§ Dataset
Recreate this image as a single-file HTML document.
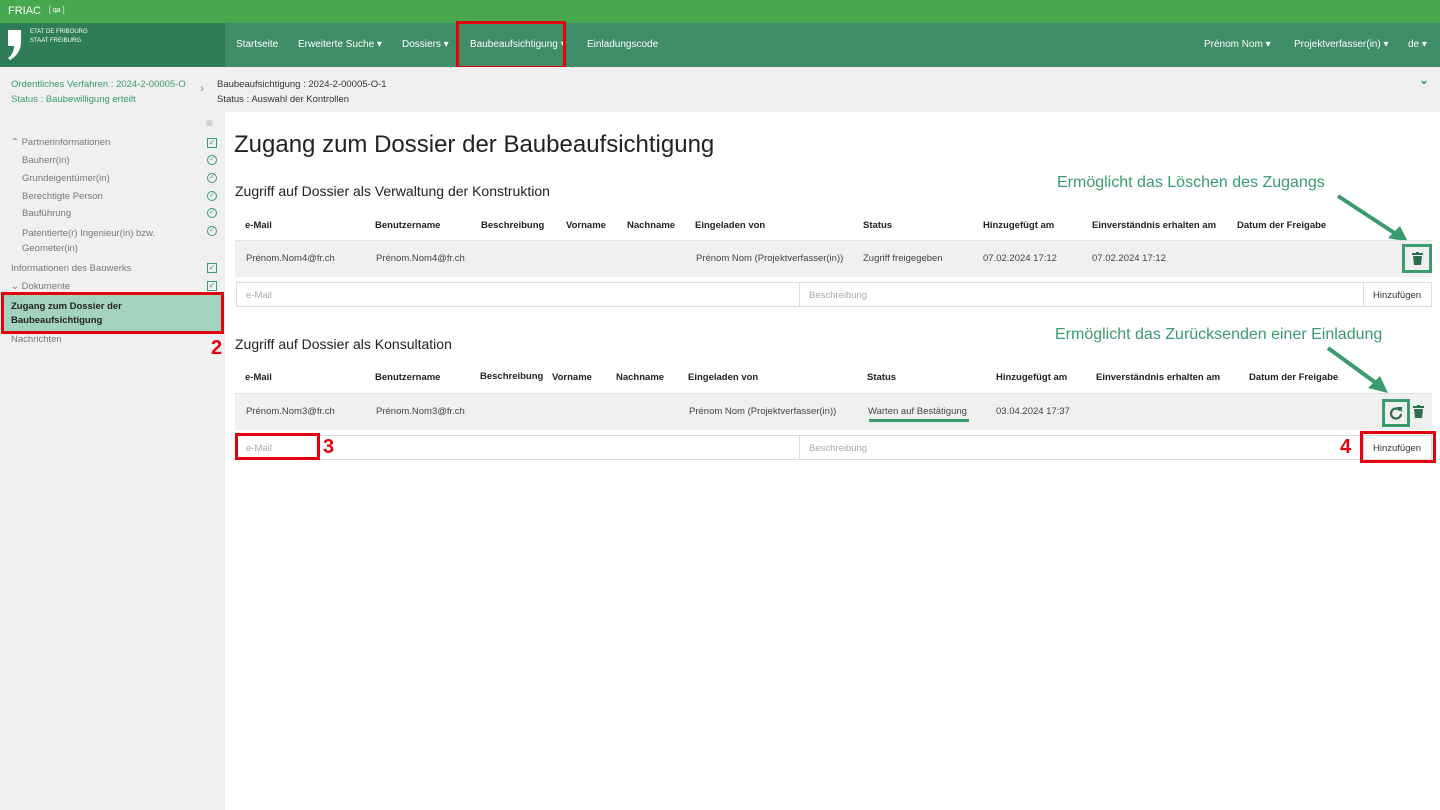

---

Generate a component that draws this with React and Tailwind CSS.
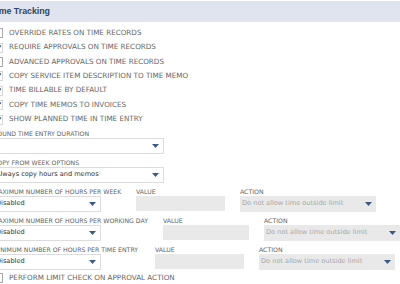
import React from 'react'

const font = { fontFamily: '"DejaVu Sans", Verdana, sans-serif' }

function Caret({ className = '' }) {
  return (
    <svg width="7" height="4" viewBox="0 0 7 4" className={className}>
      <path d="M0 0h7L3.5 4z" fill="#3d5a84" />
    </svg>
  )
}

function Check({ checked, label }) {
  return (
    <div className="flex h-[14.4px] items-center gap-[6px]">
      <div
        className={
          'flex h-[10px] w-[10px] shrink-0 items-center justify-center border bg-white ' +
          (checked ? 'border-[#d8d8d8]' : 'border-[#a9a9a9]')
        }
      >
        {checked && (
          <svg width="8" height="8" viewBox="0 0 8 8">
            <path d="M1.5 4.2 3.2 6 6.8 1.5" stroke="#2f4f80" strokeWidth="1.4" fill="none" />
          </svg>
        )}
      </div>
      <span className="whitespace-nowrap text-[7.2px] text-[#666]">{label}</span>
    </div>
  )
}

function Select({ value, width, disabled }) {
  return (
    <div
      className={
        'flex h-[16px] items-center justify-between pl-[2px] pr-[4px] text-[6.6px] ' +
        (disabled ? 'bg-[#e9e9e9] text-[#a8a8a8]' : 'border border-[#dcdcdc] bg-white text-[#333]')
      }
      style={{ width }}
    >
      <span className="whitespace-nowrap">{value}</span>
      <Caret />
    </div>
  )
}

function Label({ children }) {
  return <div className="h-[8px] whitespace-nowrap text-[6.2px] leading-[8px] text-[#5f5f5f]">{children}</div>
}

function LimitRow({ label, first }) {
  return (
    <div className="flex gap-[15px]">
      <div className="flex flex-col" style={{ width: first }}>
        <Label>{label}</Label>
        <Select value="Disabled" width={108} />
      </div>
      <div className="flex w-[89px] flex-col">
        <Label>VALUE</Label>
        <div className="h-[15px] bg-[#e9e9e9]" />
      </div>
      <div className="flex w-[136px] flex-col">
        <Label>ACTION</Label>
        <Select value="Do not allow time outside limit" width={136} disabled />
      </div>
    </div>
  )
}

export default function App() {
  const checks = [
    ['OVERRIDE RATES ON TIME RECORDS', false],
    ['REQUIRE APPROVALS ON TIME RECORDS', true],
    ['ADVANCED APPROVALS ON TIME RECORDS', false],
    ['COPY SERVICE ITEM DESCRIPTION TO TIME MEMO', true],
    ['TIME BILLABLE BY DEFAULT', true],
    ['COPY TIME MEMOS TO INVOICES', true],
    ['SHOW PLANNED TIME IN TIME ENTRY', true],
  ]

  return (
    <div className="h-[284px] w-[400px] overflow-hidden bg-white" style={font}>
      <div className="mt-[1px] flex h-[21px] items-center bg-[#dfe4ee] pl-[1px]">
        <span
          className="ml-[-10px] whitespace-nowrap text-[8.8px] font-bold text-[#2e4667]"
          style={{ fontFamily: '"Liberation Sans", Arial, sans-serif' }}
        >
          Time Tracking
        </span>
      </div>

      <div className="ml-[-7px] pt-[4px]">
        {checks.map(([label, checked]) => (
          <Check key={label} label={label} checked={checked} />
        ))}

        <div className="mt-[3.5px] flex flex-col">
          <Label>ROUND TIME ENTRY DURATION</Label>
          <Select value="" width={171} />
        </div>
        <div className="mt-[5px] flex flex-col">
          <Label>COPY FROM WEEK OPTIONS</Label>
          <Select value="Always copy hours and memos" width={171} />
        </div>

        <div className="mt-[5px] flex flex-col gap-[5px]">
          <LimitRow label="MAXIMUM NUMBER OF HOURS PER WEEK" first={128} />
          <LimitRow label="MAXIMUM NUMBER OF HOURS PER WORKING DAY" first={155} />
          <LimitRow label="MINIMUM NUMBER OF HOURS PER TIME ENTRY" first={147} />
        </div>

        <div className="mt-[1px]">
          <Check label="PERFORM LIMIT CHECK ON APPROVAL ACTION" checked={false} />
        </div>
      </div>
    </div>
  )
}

§ Written instruction
Above are some records. Count the lines among them with the word "this", and answer with the number only.

§ Finished task
2